[Intro to NLP, CMPSCI 585, Fall 2014]

NER tagging for Twitter

The final project will be to construct an NER tagger for Twitter. The task of named entity recognition is to take tokenized sentences as input, then recognize spans of text that correspond to a name. We will not require entity types to be predicted.

Here are two examples, showing the bracketed name spans like this, and then the BIO representation.

Football game tonight !!!!! V-I-K-I-N-G-S !!!!!!!

Football O
game O
tonight O
!!!!! O
!!!!!!! O

@paulwalk It 's the view from where I 'm living for two weeks . Empire State Building = ESB . Pretty bad storm here last evening .

@paulwalk O
It O
's O
the O
view O
from O
where O
'm O
living O
for O
two O
weeks O
. O
Empire B
State I
Building I
= O
. O
Pretty O
bad O
storm O
here O
last O
evening O
. O

This task is possible but plenty hard: in current research, systems typically get F-scores in the 60% range. The task is described in Ritter et al. 2011, and we use their data for the training and development sets.

Groups of 1 or 2, and collaboration policy

You can either do this project individually, or in a group of two. Please decide this by the milestone report date.

If you decide to do this as a group, when you submit the milestone and final reports/code, please submit a single copy of the materials, and make sure the names of both team members are on them. You both will receive the same grade.
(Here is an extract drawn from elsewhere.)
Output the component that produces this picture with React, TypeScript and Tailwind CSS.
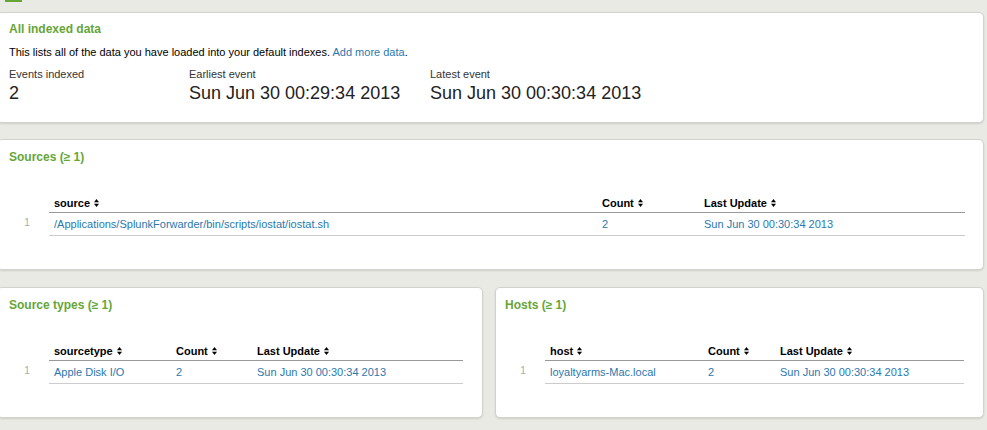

This project is more open-ended than the problem sets. After building the base system, you are free to explore different types of features and analyses. Feel free to discuss the project with anyone else in the class. Discussions can help spur creativity for features or experiments to try. However, all code should be written individually or within your two-person group. The project reports should also be written only within the groups.

Data and Evaluation

This format is sometimes called a shared task or bakeoff competition (an obscure cultural reference, maybe).

Also, all students in the course will annotate a small amount of data as part of a problem set or exercise. These annotations will comprise part of the final test set. (Exercise 9)

Unlabeled tweets

We also are providing an external resource, a large corpus of unlabeled tweets, for possible use in features or additional data analysis. It consists of about 1 million English-language tweets that have been tokenized. We'll post the URL on Piazza (since we are not supposed to redistribute the data freely on the internet).

The 1-million tweets version has 986,784 tweets sent over Jan-Sep 2014. If this is too much data for what you want to do, just take a subset of it. (The file is sorted in a random order). The versions we have available include:

If you want more data than this let us know and we can give you as much as you want.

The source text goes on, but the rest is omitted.